[Start Information shown]

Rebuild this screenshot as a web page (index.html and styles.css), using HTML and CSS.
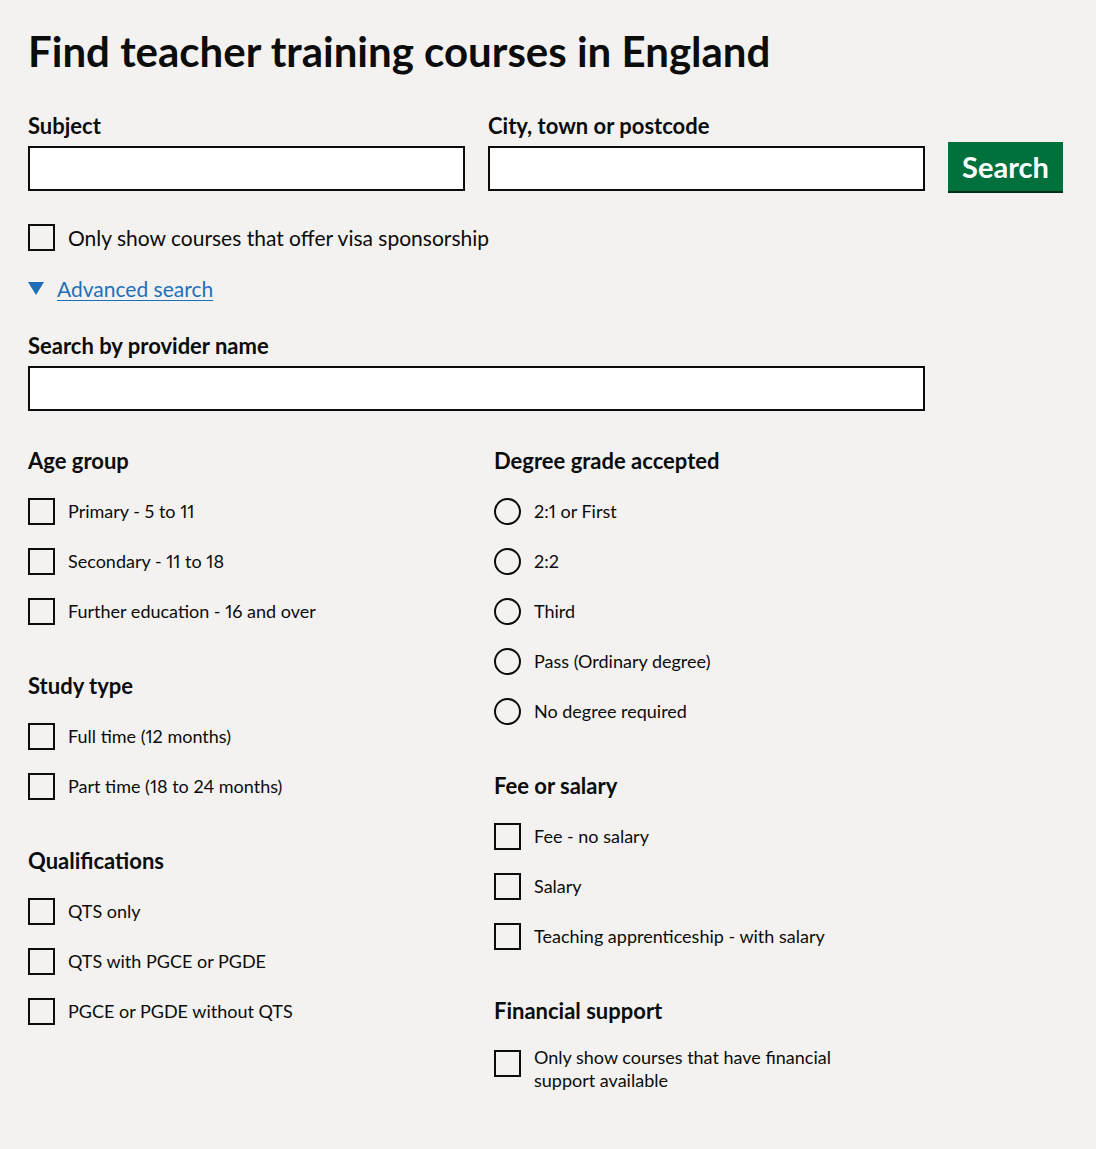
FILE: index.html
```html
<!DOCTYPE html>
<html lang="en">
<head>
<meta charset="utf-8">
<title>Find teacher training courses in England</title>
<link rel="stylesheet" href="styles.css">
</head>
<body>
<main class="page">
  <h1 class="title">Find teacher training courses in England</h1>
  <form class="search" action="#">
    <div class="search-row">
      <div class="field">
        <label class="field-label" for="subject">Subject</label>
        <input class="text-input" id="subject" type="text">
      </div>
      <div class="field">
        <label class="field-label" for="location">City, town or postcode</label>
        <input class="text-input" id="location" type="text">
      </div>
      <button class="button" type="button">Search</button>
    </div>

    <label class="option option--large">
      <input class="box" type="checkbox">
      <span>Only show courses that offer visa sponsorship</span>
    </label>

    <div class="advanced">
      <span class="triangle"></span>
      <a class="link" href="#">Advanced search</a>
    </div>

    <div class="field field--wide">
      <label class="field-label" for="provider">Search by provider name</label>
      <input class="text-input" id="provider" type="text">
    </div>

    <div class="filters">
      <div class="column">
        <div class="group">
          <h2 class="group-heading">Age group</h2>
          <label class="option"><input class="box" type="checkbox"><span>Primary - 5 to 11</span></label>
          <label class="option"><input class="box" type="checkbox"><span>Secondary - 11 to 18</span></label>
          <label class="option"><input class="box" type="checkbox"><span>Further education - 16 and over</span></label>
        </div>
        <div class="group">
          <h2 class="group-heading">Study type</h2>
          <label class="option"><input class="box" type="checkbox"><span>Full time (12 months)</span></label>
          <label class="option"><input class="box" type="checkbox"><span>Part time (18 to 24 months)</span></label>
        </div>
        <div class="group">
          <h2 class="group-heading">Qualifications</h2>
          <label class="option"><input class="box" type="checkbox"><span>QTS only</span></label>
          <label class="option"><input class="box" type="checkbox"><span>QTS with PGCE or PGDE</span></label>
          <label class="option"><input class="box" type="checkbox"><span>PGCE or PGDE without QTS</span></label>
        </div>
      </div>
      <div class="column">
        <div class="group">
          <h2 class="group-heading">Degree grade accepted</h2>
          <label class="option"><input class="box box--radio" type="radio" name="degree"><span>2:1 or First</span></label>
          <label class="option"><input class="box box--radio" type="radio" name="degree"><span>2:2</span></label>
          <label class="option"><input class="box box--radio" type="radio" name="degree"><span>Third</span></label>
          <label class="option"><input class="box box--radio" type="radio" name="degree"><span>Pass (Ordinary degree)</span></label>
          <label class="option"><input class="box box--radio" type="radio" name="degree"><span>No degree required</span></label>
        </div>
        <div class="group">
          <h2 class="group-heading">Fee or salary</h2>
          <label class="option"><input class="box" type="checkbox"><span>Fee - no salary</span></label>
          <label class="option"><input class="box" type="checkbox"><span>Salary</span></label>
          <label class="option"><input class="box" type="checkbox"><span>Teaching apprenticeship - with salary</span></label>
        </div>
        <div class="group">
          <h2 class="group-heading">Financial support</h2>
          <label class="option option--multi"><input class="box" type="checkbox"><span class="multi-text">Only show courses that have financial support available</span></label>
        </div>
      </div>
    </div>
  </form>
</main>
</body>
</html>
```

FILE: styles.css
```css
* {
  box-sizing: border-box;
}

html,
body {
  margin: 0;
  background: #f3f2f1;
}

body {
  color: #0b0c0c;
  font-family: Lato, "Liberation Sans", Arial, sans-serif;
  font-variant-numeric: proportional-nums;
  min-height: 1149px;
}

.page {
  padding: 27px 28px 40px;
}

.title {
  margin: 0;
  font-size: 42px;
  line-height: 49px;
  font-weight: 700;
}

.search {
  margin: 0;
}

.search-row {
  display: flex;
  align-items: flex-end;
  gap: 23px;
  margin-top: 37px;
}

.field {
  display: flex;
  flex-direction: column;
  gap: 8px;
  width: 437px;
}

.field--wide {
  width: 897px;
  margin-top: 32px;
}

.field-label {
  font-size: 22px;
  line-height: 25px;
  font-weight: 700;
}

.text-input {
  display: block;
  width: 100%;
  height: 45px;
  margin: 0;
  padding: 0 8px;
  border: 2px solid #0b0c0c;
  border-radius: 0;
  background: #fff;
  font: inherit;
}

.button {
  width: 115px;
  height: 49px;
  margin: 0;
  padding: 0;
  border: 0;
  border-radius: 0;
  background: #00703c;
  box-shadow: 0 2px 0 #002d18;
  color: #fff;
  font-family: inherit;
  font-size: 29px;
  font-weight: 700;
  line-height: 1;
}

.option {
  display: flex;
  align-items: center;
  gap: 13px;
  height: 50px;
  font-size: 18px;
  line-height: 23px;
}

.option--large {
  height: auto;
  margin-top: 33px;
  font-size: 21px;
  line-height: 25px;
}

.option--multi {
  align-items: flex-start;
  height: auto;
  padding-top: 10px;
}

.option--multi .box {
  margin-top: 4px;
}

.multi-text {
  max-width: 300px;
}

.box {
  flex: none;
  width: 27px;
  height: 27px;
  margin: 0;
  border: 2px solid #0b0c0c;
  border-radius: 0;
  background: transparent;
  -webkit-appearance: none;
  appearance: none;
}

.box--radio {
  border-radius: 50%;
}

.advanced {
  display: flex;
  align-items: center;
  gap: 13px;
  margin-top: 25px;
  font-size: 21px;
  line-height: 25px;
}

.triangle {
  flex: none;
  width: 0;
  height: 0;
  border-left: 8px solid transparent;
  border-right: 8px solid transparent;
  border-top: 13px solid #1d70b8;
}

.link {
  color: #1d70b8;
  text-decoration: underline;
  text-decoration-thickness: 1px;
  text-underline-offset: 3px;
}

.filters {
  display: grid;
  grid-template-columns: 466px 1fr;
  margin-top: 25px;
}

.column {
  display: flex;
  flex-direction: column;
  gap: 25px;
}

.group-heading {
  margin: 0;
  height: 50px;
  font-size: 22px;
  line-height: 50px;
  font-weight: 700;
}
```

[End Information shown]

**Requirements**
Copy the data word for word. Pictures do not go in the copy.

**Answer to this exercise**
Rebuild this screenshot as a web page (index.html and styles.css), using HTML and CSS.
FILE: index.html
```html
<!DOCTYPE html>
<html lang="en">
<head>
<meta charset="utf-8">
<title>Find teacher training courses in England</title>
<link rel="stylesheet" href="styles.css">
</head>
<body>
<main class="page">
  <h1 class="title">Find teacher training courses in England</h1>
  <form class="search" action="#">
    <div class="search-row">
      <div class="field">
        <label class="field-label" for="subject">Subject</label>
        <input class="text-input" id="subject" type="text">
      </div>
      <div class="field">
        <label class="field-label" for="location">City, town or postcode</label>
        <input class="text-input" id="location" type="text">
      </div>
      <button class="button" type="button">Search</button>
    </div>

    <label class="option option--large">
      <input class="box" type="checkbox">
      <span>Only show courses that offer visa sponsorship</span>
    </label>

    <div class="advanced">
      <span class="triangle"></span>
      <a class="link" href="#">Advanced search</a>
    </div>

    <div class="field field--wide">
      <label class="field-label" for="provider">Search by provider name</label>
      <input class="text-input" id="provider" type="text">
    </div>

    <div class="filters">
      <div class="column">
        <div class="group">
          <h2 class="group-heading">Age group</h2>
          <label class="option"><input class="box" type="checkbox"><span>Primary - 5 to 11</span></label>
          <label class="option"><input class="box" type="checkbox"><span>Secondary - 11 to 18</span></label>
          <label class="option"><input class="box" type="checkbox"><span>Further education - 16 and over</span></label>
        </div>
        <div class="group">
          <h2 class="group-heading">Study type</h2>
          <label class="option"><input class="box" type="checkbox"><span>Full time (12 months)</span></label>
          <label class="option"><input class="box" type="checkbox"><span>Part time (18 to 24 months)</span></label>
        </div>
        <div class="group">
          <h2 class="group-heading">Qualifications</h2>
          <label class="option"><input class="box" type="checkbox"><span>QTS only</span></label>
          <label class="option"><input class="box" type="checkbox"><span>QTS with PGCE or PGDE</span></label>
          <label class="option"><input class="box" type="checkbox"><span>PGCE or PGDE without QTS</span></label>
        </div>
      </div>
      <div class="column">
        <div class="group">
          <h2 class="group-heading">Degree grade accepted</h2>
          <label class="option"><input class="box box--radio" type="radio" name="degree"><span>2:1 or First</span></label>
          <label class="option"><input class="box box--radio" type="radio" name="degree"><span>2:2</span></label>
          <label class="option"><input class="box box--radio" type="radio" name="degree"><span>Third</span></label>
          <label class="option"><input class="box box--radio" type="radio" name="degree"><span>Pass (Ordinary degree)</span></label>
          <label class="option"><input class="box box--radio" type="radio" name="degree"><span>No degree required</span></label>
        </div>
        <div class="group">
          <h2 class="group-heading">Fee or salary</h2>
          <label class="option"><input class="box" type="checkbox"><span>Fee - no salary</span></label>
          <label class="option"><input class="box" type="checkbox"><span>Salary</span></label>
          <label class="option"><input class="box" type="checkbox"><span>Teaching apprenticeship - with salary</span></label>
        </div>
        <div class="group">
          <h2 class="group-heading">Financial support</h2>
          <label class="option option--multi"><input class="box" type="checkbox"><span class="multi-text">Only show courses that have financial support available</span></label>
        </div>
      </div>
    </div>
  </form>
</main>
</body>
</html>
```

FILE: styles.css
```css
* {
  box-sizing: border-box;
}

html,
body {
  margin: 0;
  background: #f3f2f1;
}

body {
  color: #0b0c0c;
  font-family: Lato, "Liberation Sans", Arial, sans-serif;
  font-variant-numeric: proportional-nums;
  min-height: 1149px;
}

.page {
  padding: 27px 28px 40px;
}

.title {
  margin: 0;
  font-size: 42px;
  line-height: 49px;
  font-weight: 700;
}

.search {
  margin: 0;
}

.search-row {
  display: flex;
  align-items: flex-end;
  gap: 23px;
  margin-top: 37px;
}

.field {
  display: flex;
  flex-direction: column;
  gap: 8px;
  width: 437px;
}

.field--wide {
  width: 897px;
  margin-top: 32px;
}

.field-label {
  font-size: 22px;
  line-height: 25px;
  font-weight: 700;
}

.text-input {
  display: block;
  width: 100%;
  height: 45px;
  margin: 0;
  padding: 0 8px;
  border: 2px solid #0b0c0c;
  border-radius: 0;
  background: #fff;
  font: inherit;
}

.button {
  width: 115px;
  height: 49px;
  margin: 0;
  padding: 0;
  border: 0;
  border-radius: 0;
  background: #00703c;
  box-shadow: 0 2px 0 #002d18;
  color: #fff;
  font-family: inherit;
  font-size: 29px;
  font-weight: 700;
  line-height: 1;
}

.option {
  display: flex;
  align-items: center;
  gap: 13px;
  height: 50px;
  font-size: 18px;
  line-height: 23px;
}

.option--large {
  height: auto;
  margin-top: 33px;
  font-size: 21px;
  line-height: 25px;
}

.option--multi {
  align-items: flex-start;
  height: auto;
  padding-top: 10px;
}

.option--multi .box {
  margin-top: 4px;
}

.multi-text {
  max-width: 300px;
}

.box {
  flex: none;
  width: 27px;
  height: 27px;
  margin: 0;
  border: 2px solid #0b0c0c;
  border-radius: 0;
  background: transparent;
  -webkit-appearance: none;
  appearance: none;
}

.box--radio {
  border-radius: 50%;
}

.advanced {
  display: flex;
  align-items: center;
  gap: 13px;
  margin-top: 25px;
  font-size: 21px;
  line-height: 25px;
}

.triangle {
  flex: none;
  width: 0;
  height: 0;
  border-left: 8px solid transparent;
  border-right: 8px solid transparent;
  border-top: 13px solid #1d70b8;
}

.link {
  color: #1d70b8;
  text-decoration: underline;
  text-decoration-thickness: 1px;
  text-underline-offset: 3px;
}

.filters {
  display: grid;
  grid-template-columns: 466px 1fr;
  margin-top: 25px;
}

.column {
  display: flex;
  flex-direction: column;
  gap: 25px;
}

.group-heading {
  margin: 0;
  height: 50px;
  font-size: 22px;
  line-height: 50px;
  font-weight: 700;
}
```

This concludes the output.